November 24, 2002

An Indoor Session with Aurora (and the Second Shower Session)

The second session at Aurora's house built on the strengths of the first, but took advantage of the considered approach demanded by my 8"x10" view camera. I was a little concerned about the amount of light in her apartment, but the morning was sunny and bright, and though none of the windows had direct light, a large yellow building across the street acted as a large reflector, and kicked up more then enough light for our needs.
6x7 cm film
We began the session working on the couch. I had thought the most successful images would have been an 8"x10" negative of Aurora's full figure stretched out. The large negative seemed called for by the delicate tones of the light couch and the darker wall, but when I had finished processing the negatives, it was the infra-red images on the couch that caught my attention.
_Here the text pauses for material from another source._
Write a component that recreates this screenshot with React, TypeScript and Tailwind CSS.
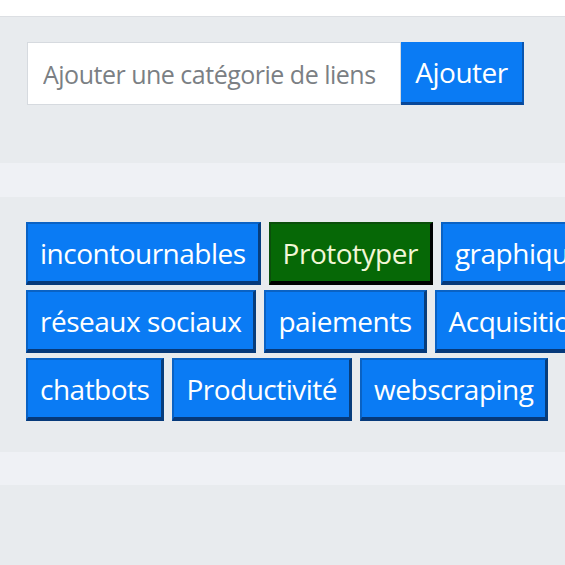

The diffused light combined with the enhanced grain of the infra-red film to render a delicate, romantic image of a slumbering mother-to-be. Normally I don't think of my work as "romantic", but I can't think of another term appropriate for this image.
6x7 cm film
From the living room, we moved into the dining room, a small space with beautiful light coming in through a curtained window. While the living room had almost no spaced with open, uncluttered backgrounds, the dining room was exactly the opposite, with a beautiful unsullied wall against which we could work. On of the best discoveries of working in Aurora's apartment was the joy of working with off-white walls; all the work I have done over the past two years with white backdrops and sheets had made me forget the subtle separations that can occur with a figure against a delicate grey.
8"x10" film
The end of the session was by far the most engaging. Aurora returned to the shower, but instead of my being frustrated with the distortion of the window that took place with the medium format camera, this time I had the 8"x10" Toyo, and was able to shift the lens to the side to maintain the rectangular shape of the window. We revisited the successful images that we had made the week before, using the initial session as a sketchpad for the work of the day. I was unsure if the images could actually be made as the 8"x10" camera needs a proportionally longer exposure (1/4 of a second, compared to 1/15th the week before), but careful pre-focusing, combined with Aurora's leaning against the wall for added stability worked like a charm - the images were all tack sharp, and everything I could have hoped for. By far, the shower nudes of Aurora from this session are my favourite of all the images we have done to date.